The Oct. 10–11 sell-off that erased an estimated ~$19–20 billion across crypto within 24 hours has ignited a fierce post-mortem over whether market structure—or malice—turned a macro shock into cascading liquidations.
The crypto market crash on October 11 is suspected to be a targeted attack that exploited a flaw in Binance’s Unified Account margin system.
The issue stemmed from using assets like USDE, wBETH, and BnSOL as collateral, whose liquidation prices were based on Binance’s own…
Binance has publicly acknowledged extraordinary price dislocations in exactly those instruments during the crash window and has committed to compensating affected users. In a series of notices published Oct. 12–13 (UTC), the exchange said that “all Futures, Margin, and Loan users who held USDE, BNSOL, and WBETH as collateral and were impacted by the depeg between 2025-10-10 21:36 and 22:16 (UTC) will be compensated, together with any liquidation fees incurred,” with the payout “calculated as the difference between the market price at 2025-10-11 00:00 (UTC) and their respective liquidation price.” Binance also outlined “risk control enhancements” after the incident.
The depegs were violent on Binance’s books: USDe printed as low as roughly $0.65, while wrapped staking tokens wBETH and BNSOL also plunged, briefly gutting the collateral value in Unified Accounts and triggering forced unwinds. Third-party market coverage and exchange community posts documented those prints and the immediate knock-on to margin balances during the 21:36–22:16 UTC window.

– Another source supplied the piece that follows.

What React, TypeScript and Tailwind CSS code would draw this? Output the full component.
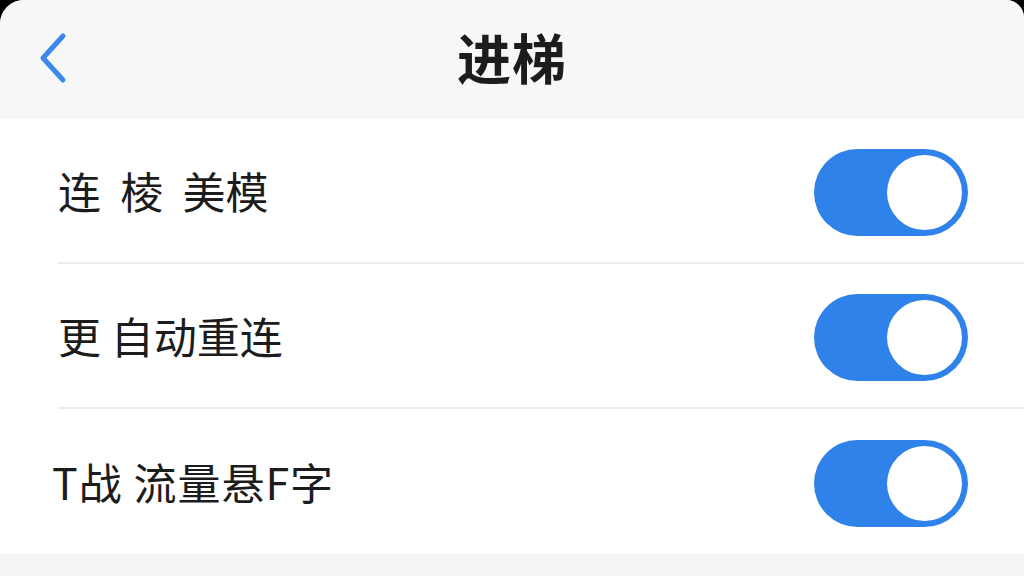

Macro shock is, in fact, a credible first domino. The Oct. 10–11 liquidation wave was triggered by new tariff threats from the US President Donald Trump against China, which sparked cross-asset risk-off and an aggressive deleveraging across crypto perps. Friday’s crash was the “largest ever” liquidation event with roughly $20 billion in liquidations in a single day, with more than $1.2 billion of trader capital erased on Hyperliquid alone.
Where the debate turns technical is on the “exploit” claim. One camp points to a design gap in how Binance’s Unified Account treated certain collateral: rather than anchoring to robust external pricing, liquidation thresholds referenced internal spot pairs that became thin and disorderly precisely when they were most system-critical. That design, critics argue, created a reflexive loop in which depegging collateral forced liquidations that sold more of the same collateral back into the same unstable books.
At press time, the total crypto market cap recovered to $3.87 trillion.